Regarding connection between the IROs and the topical disclosures, ESMA notes that comparability among issuers is better achieved when IROs are mapped to the ESRS topics and sub-topics and when the ESRS terminology is used in the description of the IROs, whenever relevant.

Together with the table of disclosures required in IRO-2 and EFRAG’s explanation of the links between ESRS sustainability matters and disclosure requirements, such mapping can assist the users of sustainability statements in more easily navigating through the topical disclosures. This mapping would also help with the identification of the IROs which are addressed by entity-specific disclosures, as required by SBM-3.

More generally, ESMA encourages as a good practice the systematic signposting of the entity-specific disclosures for their easier identification within the statement. 

Non-material information

ESMA finally reminds issuers that non-material information, in cases allowed by the ESRS, should be clearly identified and not obscure material information.

  1. Scope and structure of the sustainability statement

Scope of the sustainability statement

Regarding the scope of the sustainability statement, ESMA reminds issuers that, according to ESRS 1, the sustainability statement shall be for the same reporting undertaking as the financial statements.

When the sustainability statements are subject to scope limitations with regards to entities in the value chain (see paragraph 133 of ESRS 1), ESMA stresses the need to be fully transparent and report on any consequences of such limitations.

In addition, in case the scope of targets has evolved compared to the previous year, issuers should be transparent about any adjustment to the baseline of their targets.

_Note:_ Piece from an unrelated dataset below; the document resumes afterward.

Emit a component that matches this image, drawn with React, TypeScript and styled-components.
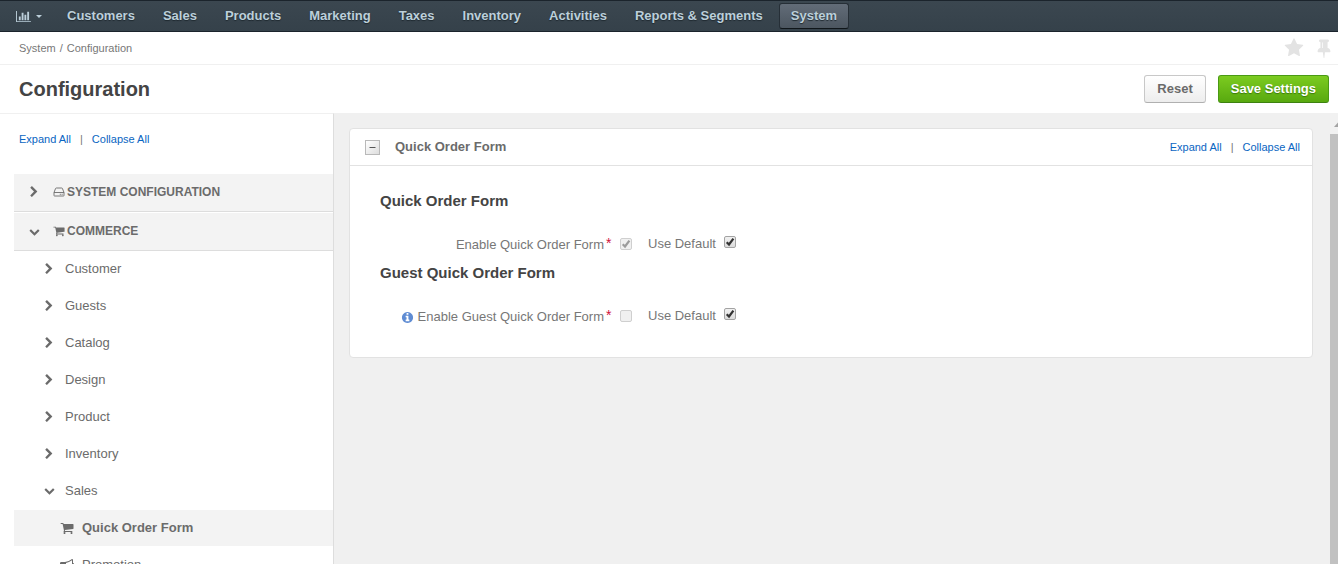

Structure of the sustainability statement

In line with its recommendations in the priority above, ESMA urges issuers to consider the usability and readability of the sustainability statement in line with paragraph 111 (b) of ESRS 1 which sets as a general objective for the presentation of the disclosures to facilitate access and understanding of the reported information.

A structure of the sustainability statement in four parts (General, Environment, Social, Governance) is prescribed by ESRS 1 but the ESRS also allow for some flexibility in the presentation of the different elements.

Cross-referencing within the sustainability statement, for instance, can be used to avoid unnecessary duplication and emphasise connections among disclosures.

However, issuers need to find a balance to ensure that the information is not excessively scattered as this would defeat the overall purpose of readability and clarity.

Similar considerations are valid for the issuers using the possibilities for incorporation by reference mentioned in ESRS 1.

ESMA notes that a practical solution for issuers to increase the accessibility and readability of the sustainability statement while making use of the flexibilities allowed by the ESRS can be to include a reference to the Disclosure Requirement (e.g., “E2-5”, “S1-5”) when disclosing the related information.

This way, the disclosures are complete and adapted to the future digital tagging of the information.

ESMA also encourages the use of hyperlinks to facilitate internal references.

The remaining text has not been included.